В те времена мы являлись гордыми подданными Византии. Принадлежность к великой империи не имела большого значения для нашей обыденной жизни, однако сама идея нас преображала. Она делала наши холмы чуть выше, нашу еду чуть вкуснее и наших детей чуть красивее, потому что мы сражались за империю. Крепкие мужчины из моей семьи сражались под началом знаменитого генерала Велизария, пусть и вдали от него. Он придавал смысл и славу нашей жизни, которая в противном случае была бы совершенно обыденной. Моего дядю, которого мы обожали, убили во время военной кампании по подавлению восстания берберов в Северной Африке. Сведений о его смерти хватило лишь на то, чтобы демонизировать Северную Африку и любого находящегося там человека. Позже я узнал, что дядю, скорее всего, зарезал его товарищ, у которого он украл курицу, но, повторяю, это случилось позже.

Я плыл с братом и сотней других солдат империи через Средиземное море в Северную Африку. Мы горели жаждой мести. Как и многие новые души, в той жизни я был лучше всего приспособлен к роли солдата. Подчинялся приказам с точностью до буквы. Я даже мысленно не задавал вопросов начальникам.
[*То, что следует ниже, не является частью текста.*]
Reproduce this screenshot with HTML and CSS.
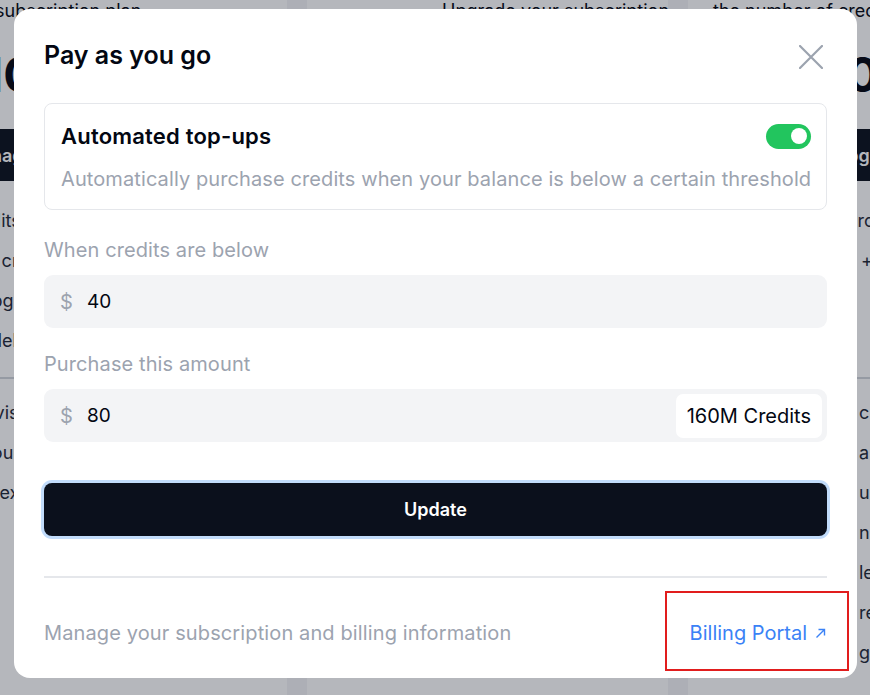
FILE: index.html
```html
<!DOCTYPE html>
<html lang="en">
<head>
<meta charset="utf-8">
<title>Pay as you go</title>
<link rel="stylesheet" href="styles.css">
</head>
<body>
<div class="page">
  <section class="plan plan-left">
    <p class="plan-top">Your subscription plan</p>
    <p class="plan-price">$10</p>
    <div class="plan-btn">Manage</div>
    <ul class="plan-list">
      <li class="l1">Credits</li>
      <li class="l2">Buy credits</li>
      <li class="l3">Upgrade</li>
      <li class="l4">Models</li>
    </ul>
    <ul class="plan-list plan-list-2">
      <li class="l5">Advise</li>
      <li class="l6">Your usage</li>
      <li class="l7">Index</li>
    </ul>
  </section>
  <section class="plan plan-mid">
    <p class="plan-top plan-top-mid">Upgrade your subscription</p>
  </section>
  <section class="plan plan-right">
    <p class="plan-top">the number of credits</p>
    <p class="plan-price">$0</p>
    <div class="plan-btn">Upgrade</div>
    <ul class="plan-list plan-list-short">
      <li class="r1">Pro</li>
      <li class="r2">+</li>
    </ul>
    <ul class="plan-list plan-list-2">
      <li>c</li>
      <li>a</li>
      <li>up</li>
      <li>n</li>
      <li>le</li>
      <li>re</li>
      <li>gra</li>
    </ul>
  </section>
</div>
<div class="overlay"></div>
<div class="modal" role="dialog">
  <header class="modal-head">
    <h2 class="modal-title">Pay as you go</h2>
    <button class="close" aria-label="Close">
      <svg width="24" height="24" viewBox="0 0 24 24"><path d="M1 1L23 23M23 1L1 23" stroke="#9ca3af" stroke-width="2.2" stroke-linecap="round" fill="none"/></svg>
    </button>
  </header>
  <div class="auto-card">
    <div class="auto-row">
      <h3 class="auto-title">Automated top-ups</h3>
      <span class="toggle"><span class="knob"></span></span>
    </div>
    <p class="auto-desc">Automatically purchase credits when your balance is below a certain threshold</p>
  </div>
  <label class="field-label">When credits are below</label>
  <div class="field"><span class="cur">$</span><span class="val">40</span></div>
  <label class="field-label field-label-2">Purchase this amount</label>
  <div class="field"><span class="cur">$</span><span class="val">80</span><span class="credits">160M Credits</span></div>
  <button class="update">Update</button>
  <hr class="divider">
  <footer class="modal-foot">
    <span class="foot-text">Manage your subscription and billing information</span>
    <a class="portal" href="#">Billing Portal <svg width="11" height="11" viewBox="0 0 11 11"><path d="M1.5 9.5L9.5 1.5M3.5 1.5H9.5V7.5" stroke="#3b82f6" stroke-width="1.4" fill="none"/></svg></a>
  </footer>
</div>
</body>
</html>
```

FILE: styles.css
```css
* { box-sizing: border-box; }
html, body { margin: 0; padding: 0; }
body {
  width: 870px;
  height: 695px;
  overflow: hidden;
  background: #f3f4f6;
  font-family: Inter, "Noto Sans", sans-serif;
  color: #030712;
}
p, h2, h3, ul { margin: 0; padding: 0; }
ul { list-style: none; }

.page {
  display: grid;
  grid-template-columns: 361px 361px 361px;
  column-gap: 20px;
  margin-left: -74px;
  height: 695px;
}
.plan {
  background: #ffffff;
  padding: 0 25px;
  overflow: hidden;
  height: 695px;
}
.plan-top {
  font-size: 18px;
  line-height: 20px;
  padding-top: 1px;
  white-space: nowrap;
}
.plan-top-mid { padding-left: 110px; }
.plan-price {
  font-size: 48px;
  font-weight: 700;
  line-height: 56px;
  margin-top: 26px;
  white-space: nowrap;
}
.plan-right .plan-price { padding-left: 102px; }
.plan-btn {
  margin: 26px -5px 0;
  height: 52px;
  background: #0b101c;
  color: #fff;
  font-size: 18px;
  font-weight: 600;
  display: flex;
  align-items: center;
  padding-left: 18px;
  white-space: nowrap;
}
.plan-right .plan-btn { padding-left: 126px; }
.plan-list {
  font-size: 18px;
  line-height: 40px;
  color: #1f2937;
  margin-top: 20px;
  padding-bottom: 16px;
  border-bottom: 2px solid #d1d5db;
  white-space: nowrap;
}
.l1 { padding-left: 9px; }
.l2 { padding-left: 13px; }
.l3 { padding-left: 27px; }
.l4 { padding-left: 13px; }
.l5 { padding-left: 20px; }
.l6 { padding-left: 30px; }
.l7 { padding-left: 22px; }
.plan-right .plan-list li { padding-left: 146px; }
.plan-right .plan-list .r1 { padding-left: 133px; }
.plan-right .plan-list .r2 { padding-left: 148px; }
.plan-list-short { padding-bottom: 96px; }
.plan-list-2 { border-bottom: none; margin-top: 14px; }

.overlay {
  position: fixed;
  inset: 0;
  background: rgba(17, 24, 39, 0.31);
}

.modal {
  position: fixed;
  left: 14px;
  top: 9px;
  width: 843px;
  height: 669px;
  background: #ffffff;
  border-radius: 16px;
  padding: 30px 30px 31px;
  display: flex;
  flex-direction: column;
}
.modal-head {
  display: flex;
  justify-content: space-between;
  align-items: center;
  height: 32px;
}
.modal-title {
  font-size: 25px;
  line-height: 32px;
  font-weight: 600;
  color: #030712;
}
.close {
  border: 0;
  background: none;
  padding: 0;
  margin-right: 4px;
  margin-top: 4px;
  width: 24px;
  height: 24px;
  display: block;
}
.close svg { display: block; }

.auto-card {
  margin-top: 32px;
  border: 1px solid #e5e7eb;
  border-radius: 8px;
  padding: 18px 15px 16px 16px;
}
.auto-row {
  display: flex;
  justify-content: space-between;
  align-items: center;
  height: 28px;
}
.auto-title {
  font-size: 22px;
  line-height: 28px;
  font-weight: 600;
  letter-spacing: 0.2px;
  color: #030712;
}
.toggle {
  width: 45px;
  height: 25px;
  border-radius: 13px;
  background: #22c55e;
  display: flex;
  align-items: center;
  justify-content: flex-end;
  padding-right: 4px;
}
.knob {
  width: 16px;
  height: 16px;
  border-radius: 50%;
  background: #ffffff;
}
.auto-desc {
  margin-top: 15px;
  font-size: 20px;
  line-height: 28px;
  letter-spacing: 0.1px;
  color: #9ca3af;
  white-space: nowrap;
}

.field-label {
  display: block;
  margin-top: 26px;
  font-size: 20px;
  line-height: 28px;
  letter-spacing: 0.1px;
  color: #9ca3af;
}
.field-label-2 { margin-top: 22px; }
.field {
  margin-top: 11px;
  height: 53px;
  background: #f3f4f6;
  border-radius: 9px;
  display: flex;
  align-items: center;
  padding: 0 5px 0 16px;
}
.cur {
  font-size: 20px;
  color: #9ca3af;
  width: 27px;
}
.val {
  font-size: 19px;
  color: #030712;
  flex: 1;
}
.credits {
  background: #ffffff;
  border-radius: 7px;
  height: 44px;
  padding: 0 11px;
  display: flex;
  align-items: center;
  font-size: 20px;
  color: #030712;
}

.update {
  margin-top: 41px;
  height: 53px;
  border: 0;
  border-radius: 8px;
  background: #0b101c;
  color: #ffffff;
  font-family: Inter, "Noto Sans", sans-serif;
  font-size: 18px;
  font-weight: 600;
  box-shadow: 0 0 0 3px #c2dcfb;
}

.divider {
  margin: 40px 0 0;
  border: 0;
  height: 2px;
  background: #e5e7eb;
}

.modal-foot {
  margin-top: auto;
  display: flex;
  justify-content: space-between;
  align-items: center;
  height: 28px;
}
.foot-text {
  font-size: 20px;
  line-height: 28px;
  letter-spacing: 0.12px;
  color: #9ca3af;
}
.portal {
  position: relative;
  font-size: 20px;
  line-height: 28px;
  color: #3b82f6;
  text-decoration: none;
  display: flex;
  align-items: center;
  gap: 8px;
  margin-right: 1px;
}
.portal::after {
  content: "";
  position: absolute;
  left: -25px;
  right: -23px;
  top: -28px;
  bottom: -24px;
  border: 2px solid #e11d1d;
}
```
Преданность моя была абсолютной, я был готов убивать и умереть за наше дело.

Если бы вы спросили меня, зачем тому или иному племени берберов, не имеющих ничего общего с нашей культурой, религией или языком, уготовано погибнуть или еще на несколько лет остаться частью Византии, то я не смог бы ответить. Мы не были первыми, кто их завоевывал, и не будем последними, но мной, юношей, двигала вера. Я не анализировал причину своего рвения. Причиной служило само рвение. Насколько слепо я верил в правоту нашей стороны, настолько же слепо в черные помыслы моего врага. Подобное характерно для очень молодой души, являясь свидетельством, но не доказательством того, что это действительно была моя первая жизнь. Надеюсь, что да. Было бы ужасно остаться таким глупым.